How can I create a gritty, moody "Resident Evil" look with red-brown tones and heavy texture?
Asked 5/19/2013
3 views
2 answers
0
I found a portfolio with a dark, cinematic look: rusty red/brown color casts, faded colors, strong texture, deep shadows, and a gritty atmosphere. Some shots also seem to hold detail in both interiors and bright windows.
What shooting and post-processing techniques are typically used to create this style? Is it mainly color grading, contrast/clarity, lens choice, HDR/tonemapping, or subject matter?
Originally by Photography Stack Exchange contributor. Source · Licensed CC BY-SA 4.0
Photography Stack Exchange contributor
13y ago
2 Answers
3
Some of the basic things I can see is that everything uses a red shifted color balance. It gives more of a rust look. Also shifting the gamma down to make things dark but high contrast (brights are still bright, but a larger portion of the image is in the darker range). There may also be some desaturation to make colors look more faded and aged.

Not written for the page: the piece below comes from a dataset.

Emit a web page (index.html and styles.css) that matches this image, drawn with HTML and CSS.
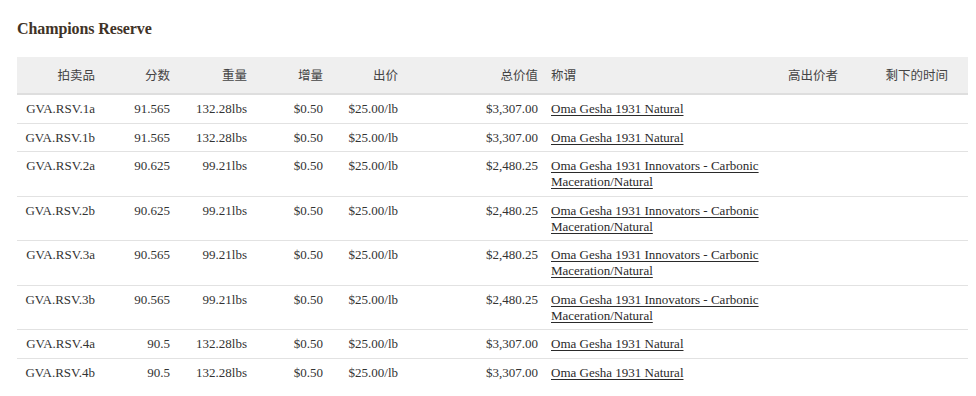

It also appears to be a wide angle lens using the natural vignette of the lens to give it a rustic kind of feel. They have a very similar feel to what I get out of my Canon 17-40 F/4L, though it appears he shoots Nikon from the gold ring on his lens in his profile picture.
The fact he's actually shooting old and warn down subject matter doesn't hurt any either.
Originally by user11392. Source · Licensed CC BY-SA 4.0
user11392
13y ago
0
Generated from our catalog & community — verify before relying on it.
This look is mostly a combination of subject choice, lens character, and aggressive post-processing.
From the examples described, the key ingredients are:
- warm red/brown color grading or a red-shifted white balance for a rusty feel
- lower overall brightness/gamma with strong contrast, so much of the frame sits in darker tones while highlights stay bright
- some desaturation to make colors feel aged and less clean
- lots of clarity/local-contrast or "fake sharpening" to emphasize texture
- possible wide-angle shooting, sometimes with natural vignette
- rundown locations/subjects, which contribute heavily to the mood
For some images, HDR tonemapping may also be involved, especially where both interiors and bright windows retain detail. You can get a similar effect either from true multi-exposure HDR or by pushing a single exposure in HDR-style software.
A practical recipe: shoot gritty subjects, use a wide lens if it suits the scene, then in editing add warmth toward red/brown, reduce saturation a bit, increase contrast and clarity, recover highlight/shadow detail, and allow some vignette. The style comes more from tone and texture treatment than from one specific camera setting.